You can compile object file in isolation and provide mocked implementations for all imported functions.
You test the logic in unit tests with any hardware interaction mocked. Even if you can't test a lot of the driver, there is surely some logic (data structure manipulation, buffer construction, etc) that you have factored out into testable functions.
What if there's no mock for the hardware? Whoever wrote the driver didn't supply one. Is it better to not accept drivers unless there's mocks? Do you know how few drivers Linux would have in that case?

FWIW, I agree 100% with you. It's just simply not the way the world works.

You write your own simple mocks?
I should add that AWS is the only thing I’ve ever mocked that had third party mock tools available, everything else I’ve ever worked on required us to write our own. I’ve never written device drivers, so I’m not arguing that it’s easy or common to do, just that’s what I would do at least as much as possible.

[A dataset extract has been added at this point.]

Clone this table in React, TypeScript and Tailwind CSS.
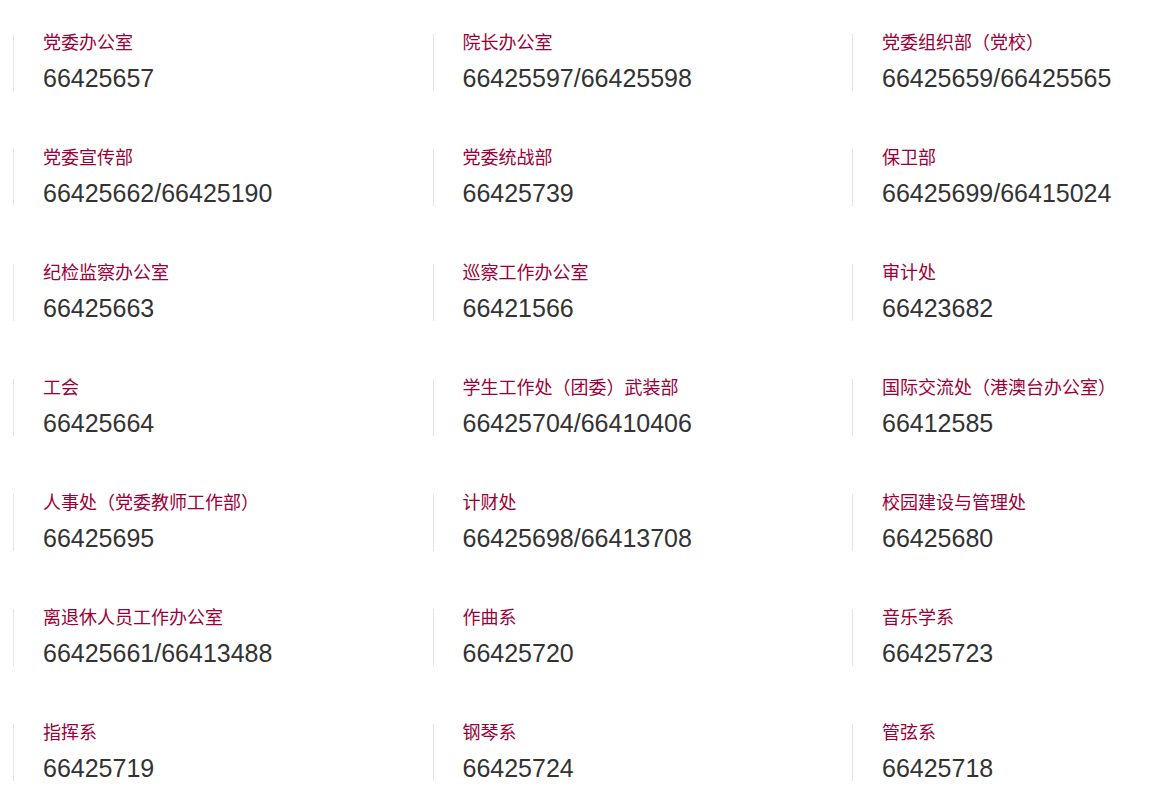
import React from 'react';

const contacts = [
  { name: '党委办公室', tel: '66425657' },
  { name: '院长办公室', tel: '66425597/66425598' },
  { name: '党委组织部（党校）', tel: '66425659/66425565' },
  { name: '党委宣传部', tel: '66425662/66425190' },
  { name: '党委统战部', tel: '66425739' },
  { name: '保卫部', tel: '66425699/66415024' },
  { name: '纪检监察办公室', tel: '66425663' },
  { name: '巡察工作办公室', tel: '66421566' },
  { name: '审计处', tel: '66423682' },
  { name: '工会', tel: '66425664' },
  { name: '学生工作处（团委）武装部', tel: '66425704/66410406' },
  { name: '国际交流处（港澳台办公室）', tel: '66412585' },
  { name: '人事处（党委教师工作部）', tel: '66425695' },
  { name: '计财处', tel: '66425698/66413708' },
  { name: '校园建设与管理处', tel: '66425680' },
  { name: '离退休人员工作办公室', tel: '66425661/66413488' },
  { name: '作曲系', tel: '66425720' },
  { name: '音乐学系', tel: '66425723' },
  { name: '指挥系', tel: '66425719' },
  { name: '钢琴系', tel: '66425724' },
  { name: '管弦系', tel: '66425718' },
];

const App: React.FC = () => {
  return (
    <div className="min-h-[808px] w-[1151px] overflow-hidden bg-white pl-[13px] pt-[34px] font-['Liberation_Sans','Noto_Sans_CJK_SC',sans-serif]">
      <ul className="grid grid-cols-[repeat(3,419.5px)] gap-y-[58px]">
        {contacts.map((c, i) => (
          <li key={i} className="border-l border-[#e3e3e3] pl-[29px]">
            <p className="whitespace-nowrap text-[18px] leading-[18px] text-[#9c0038]">{c.name}</p>
            <p className="mt-[13px] whitespace-nowrap text-[25px] leading-[26px] text-[#333333]">{c.tel}</p>
          </li>
        ))}
      </ul>
    </div>
  );
};

export default App;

Write hardware emulation for VM with any behaviour you want to test.
Then I end up with a driver that conforms to emulated hardware and not it’s real counterpart
It seems like that's a concern with any testing strategy that mocks out some part of the system. Obviously there's no getting around actually testing against the hardware, but it seems like it could still be useful for the same reason tests with mock implementations are useful generally.
That's how unit tests works.
You port the driver to Rust, obviously. Then run the driver in a docker container that communicates with a serverless unit testing framework written in node.js va JSON commands.